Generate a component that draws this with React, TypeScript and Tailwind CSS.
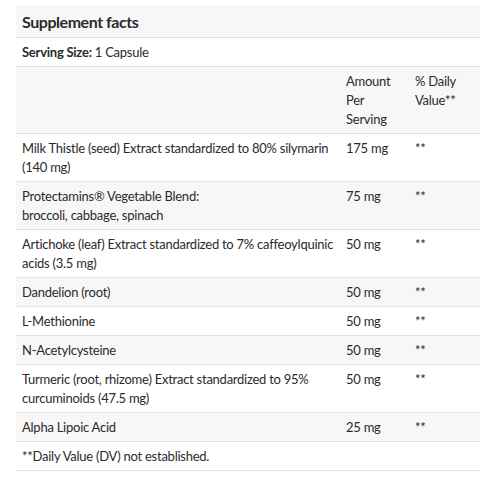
import React from "react"

const rows = [
    { name: "Milk Thistle (seed) Extract standardized to 80% silymarin (140 mg)", amount: "175 mg" },
    { name: "Protectamins® Vegetable Blend:\nbroccoli, cabbage, spinach", amount: "75 mg" },
    { name: "Artichoke (leaf) Extract standardized to 7% caffeoylquinic acids (3.5 mg)", amount: "50 mg" },
    { name: "Dandelion (root)", amount: "50 mg" },
    { name: "L-Methionine", amount: "50 mg" },
    { name: "N-Acetylcysteine", amount: "50 mg" },
    { name: "Turmeric (root, rhizome) Extract standardized to 95% curcuminoids (47.5 mg)", amount: "50 mg" },
    { name: "Alpha Lipoic Acid", amount: "25 mg" },
]

const cell = "pl-[6px] pr-[6px] pt-[5px] pb-[4px] align-top"

export default function App() {
    return (
        <div className="w-[493px] h-[488px] bg-white pt-[5px] pl-4 pr-[13px] text-[#2b2b2b] text-[13px] leading-[19px] tracking-[-0.25px]" style={{ fontFamily: "Lato, 'Liberation Sans', sans-serif" }}>
            <table className="w-full table-fixed border-collapse">
                <colgroup>
                    <col className="w-[324px]" />
                    <col className="w-[69px]" />
                    <col />
                </colgroup>
                <tbody>
                <tr className="bg-[#f7f7f7] border-b border-[#e3e3e3]">
                    <td colSpan={3} className="pl-[6px] pt-[7px] pb-[6px] text-[16px] leading-[19px] font-bold tracking-[-0.45px]">Supplement facts</td>
                </tr>
                <tr className="border-b border-[#e3e3e3]">
                    <td colSpan={3} className={cell}><span className="font-bold">Serving Size:</span> 1 Capsule</td>
                </tr>
                <tr className="bg-[#f7f7f7] border-b border-[#e3e3e3]">
                    <td className={cell}></td>
                    <td className={cell}>Amount Per Serving</td>
                    <td className={cell}>% Daily Value**</td>
                </tr>
                {rows.map((r, i) => (
                    <tr key={i} className={(i % 2 === 1 ? "bg-[#f7f7f7] " : "") + "border-b border-[#e3e3e3]"}>
                        <td className="pl-[6px] pr-0 pt-[5px] pb-[4px] align-top whitespace-pre-line">{r.name}</td>
                        <td className={cell}>{r.amount}</td>
                        <td className={cell}>**</td>
                    </tr>
                ))}
                <tr className="border-b border-[#e3e3e3]">
                    <td colSpan={3} className={cell}>**Daily Value (DV) not established.</td>
                </tr>
                </tbody>
            </table>
        </div>
    )
}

GIVEN INSTRUCTION: Reproduce every line exactly and omit all pictures.

RESPONSE BELOW:
Generate a component that draws this with React, TypeScript and Tailwind CSS.
import React from "react"

const rows = [
    { name: "Milk Thistle (seed) Extract standardized to 80% silymarin (140 mg)", amount: "175 mg" },
    { name: "Protectamins® Vegetable Blend:\nbroccoli, cabbage, spinach", amount: "75 mg" },
    { name: "Artichoke (leaf) Extract standardized to 7% caffeoylquinic acids (3.5 mg)", amount: "50 mg" },
    { name: "Dandelion (root)", amount: "50 mg" },
    { name: "L-Methionine", amount: "50 mg" },
    { name: "N-Acetylcysteine", amount: "50 mg" },
    { name: "Turmeric (root, rhizome) Extract standardized to 95% curcuminoids (47.5 mg)", amount: "50 mg" },
    { name: "Alpha Lipoic Acid", amount: "25 mg" },
]

const cell = "pl-[6px] pr-[6px] pt-[5px] pb-[4px] align-top"

export default function App() {
    return (
        <div className="w-[493px] h-[488px] bg-white pt-[5px] pl-4 pr-[13px] text-[#2b2b2b] text-[13px] leading-[19px] tracking-[-0.25px]" style={{ fontFamily: "Lato, 'Liberation Sans', sans-serif" }}>
            <table className="w-full table-fixed border-collapse">
                <colgroup>
                    <col className="w-[324px]" />
                    <col className="w-[69px]" />
                    <col />
                </colgroup>
                <tbody>
                <tr className="bg-[#f7f7f7] border-b border-[#e3e3e3]">
                    <td colSpan={3} className="pl-[6px] pt-[7px] pb-[6px] text-[16px] leading-[19px] font-bold tracking-[-0.45px]">Supplement facts</td>
                </tr>
                <tr className="border-b border-[#e3e3e3]">
                    <td colSpan={3} className={cell}><span className="font-bold">Serving Size:</span> 1 Capsule</td>
                </tr>
                <tr className="bg-[#f7f7f7] border-b border-[#e3e3e3]">
                    <td className={cell}></td>
                    <td className={cell}>Amount Per Serving</td>
                    <td className={cell}>% Daily Value**</td>
                </tr>
                {rows.map((r, i) => (
                    <tr key={i} className={(i % 2 === 1 ? "bg-[#f7f7f7] " : "") + "border-b border-[#e3e3e3]"}>
                        <td className="pl-[6px] pr-0 pt-[5px] pb-[4px] align-top whitespace-pre-line">{r.name}</td>
                        <td className={cell}>{r.amount}</td>
                        <td className={cell}>**</td>
                    </tr>
                ))}
                <tr className="border-b border-[#e3e3e3]">
                    <td colSpan={3} className={cell}>**Daily Value (DV) not established.</td>
                </tr>
                </tbody>
            </table>
        </div>
    )
}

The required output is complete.